The first was 99 Homes, a film that feels like an eerily prescient portent of what's in store for Auckland's terrifying housing market.
It follows a ruthless real estate broker who preys on mortgagee sales, mercilessly evicting people and their families at the first whiff of a missed payment.
As a mortgage holder myself I don't mind telling you that the movie scared the bejebus out of me, leaving me unable to sleep for nights and instilling a new, deep-rooted fear of bankers, my bank account and my own house. Scary stuff.
The second horror flick I saw was The Walk and oh good lawd was it spine-chilling.
It's based on high-wire artist and French loon Philippe Petit's bonkers mission to hang his wire between New York's magnificent Twin Towers and then walk across.
Essentially it's a glitzy, Hollywood-ised retelling of the sublime documentary Man on Wire from a few years back, right down to the narrative structure and classical music selection.
But what makes it worth seeing - and one of the scariest films going - is its total embrace of the third dimension.
Actor Joseph Gordon-Levitt hams it up throughout with his "Oui-oui monsieur" accent, but I assure you there is nothing to laugh about when he steps on to that thin wire and begins Petit's historic, hubristic walk.
Never before has a film generated such total vertigo, such a real and visceral sense of height and elevation and such a total and concrete understanding of the consequences that falling would have.
This climactic scene, which seems to never end, was just blood curdling. I was physically gripping my seat, silently urging the mad frog to get off his bloody wire and return to the safety of the building. He doesn't.
Instead, he fools about, taunting both the fuzz and fate while the camera swirls and swooshes and plunges and plummets and does all sorts of other neat, nefarious tricks to put you right up there with him, 110 storeys high, above the ground.
It's horrifying, nauseating, wonderful.
It's also not at all possible in standard 2D. There's simply not enough Ds. As a movie-going experience I have no doubt that The Walk would fall failingly flat in a standard screening.

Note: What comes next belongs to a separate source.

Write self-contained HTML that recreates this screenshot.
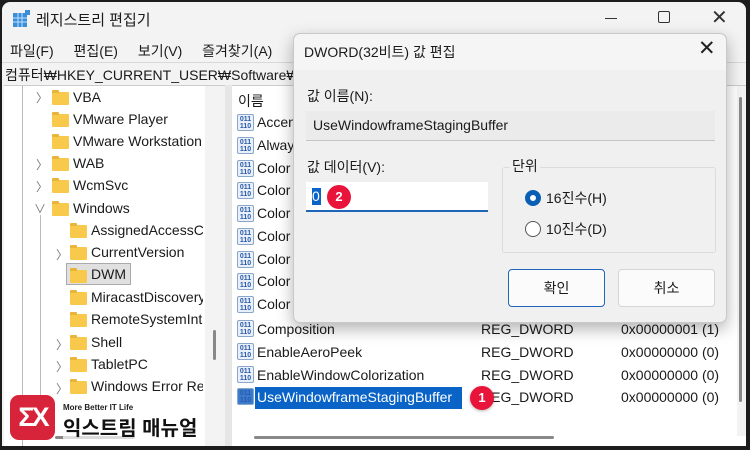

Now, finally, as a format 3D is where it's at. After an undoubtedly shaky start full of outlandish promises and a disgraceful el-cheapo cash-in period, I firmly believe we have entered the beginnings of 3D's golden age.
Sure, Avatar got in first, but I wasn't sold on 3D until Life of Pi.
Its psychedelic, deep-ocean, universe-exploding sequence converted me. But the real renaissance started with Gravity, an utterly gripping and tense technical marvel that would be unwatchable garbage in 2D.
It signalled the end of the storybook, pop-up effect that plagued early post-production conversion efforts like Tim Burton's rubbish Alice in Wonderland. Although The Walk masterfully indulged in one, leading me to jump out of my seat in the belief my eye was about to be gouged.
But what I'm really excited about is Paranormal Activity: The Ghost Dimension. This will be my Halloween-night viewing and I'm extremely looking forward to once again being scared out of my seat at the cinema.
What makes it look so ... well, good, isn't the right word, let's say interesting, is the unique implementation of the third dimension as a narrative tool.
I avoid all spoilers but the trailer seems to show the cast being terrorised in 2D while the poltergeists haunt them in 3D. It looks terrific and terrifying and an absolutely fantastic idea.
As film-makers begin pushing 3D out of our faces and into the fringes of the expected the format is only going to get more essential to the moviegoing experience.
The time has come to stop hating on 3D. Instead, embrace it. Don't be scared. Unless, of course, that's the film-makers' intention.